La structure de coûts plus faible est significative. Le FT a rapporté que les principaux constructeurs chinois produisent des véhicules électriques qui sont technologiquement plus avancés que leurs homologues européens et 30 pour cent moins chers.

La rapidité de l'innovation, et non seulement son coût, est un autre facteur. Selon une estimation citée par le FT, les entreprises chinoises développent de nouvelles voitures, intégrant une technologie et un design améliorés, en un an seulement, contre quatre ans en Europe.

Les motivations derrière l'opposition aux tarifs douaniers de certains des principaux producteurs européens ont été indiquées dans les commentaires faits au FT par Andy Palmer, l'ancien patron de la firme britannique Aston Martin.

«Qu’ont fait les Chinois, les Japonais et les Coréens lorsqu’ils étaient en retard sur le plan technologique? Ils ont collaboré. L’industrie européenne doit inciter les Chinois à s’implanter en Europe et doit collaborer avec eux, notamment sur le plan de la technologie des batteries, afin de rattraper son retard», a-t-il commenté.
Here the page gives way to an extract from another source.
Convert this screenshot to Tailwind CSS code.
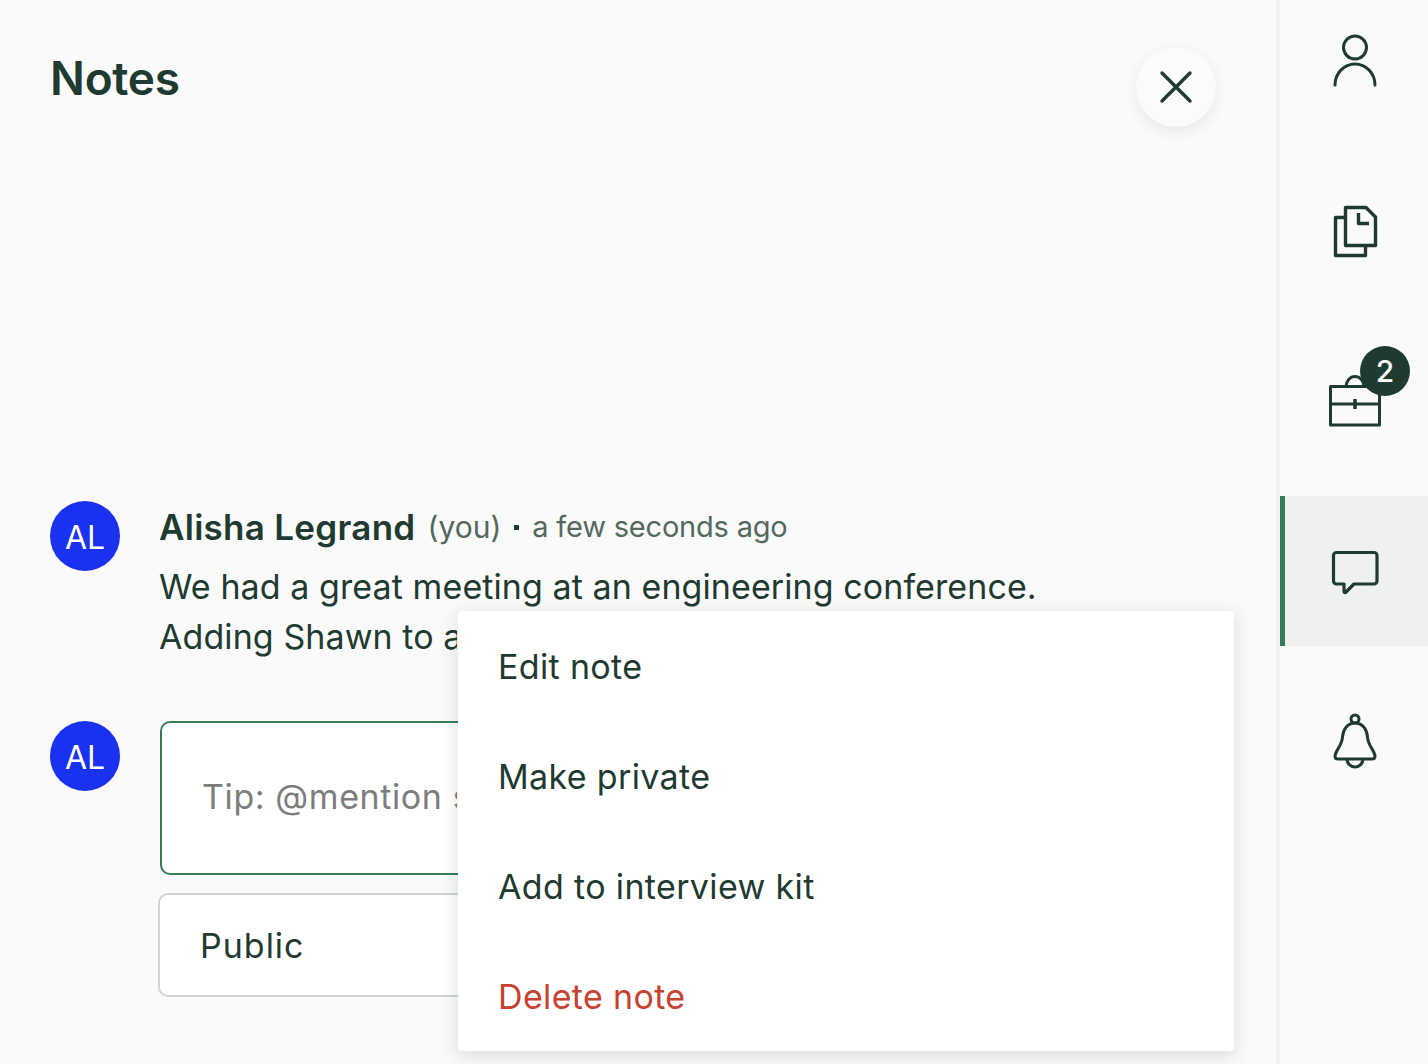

Pour les travailleurs de l’industrie automobile, en Europe et à l’international, aucune de ces deux voies n’est la bonne dans une situation où ils sont confrontés à une vague de destruction d’emplois et de baisses de salaires.

Les hausses de tarifs ne protégeront pas les emplois, mais s’accompagneront d’une intensification de l’exploitation des travailleurs restants, qui sera facilitée par les appareils syndicaux. De même, les efforts des entreprises pour développer des joint-ventures ou d’autres formes de collaboration impliqueront une réduction considérable de la structure des coûts, qui se traduira par des coupes dans les emplois et les salaires.

La seule perspective viable est celle basée sur un programme socialiste, c’est-à-dire sur la lutte pour prendre le pouvoir politique et faire des géants mondiaux de l’automobile des entreprises publiques afin que les énormes avancées technologiques puissent être utilisées et développées pour le bénéfice de tous, plutôt que pour stimuler les bilans financiers.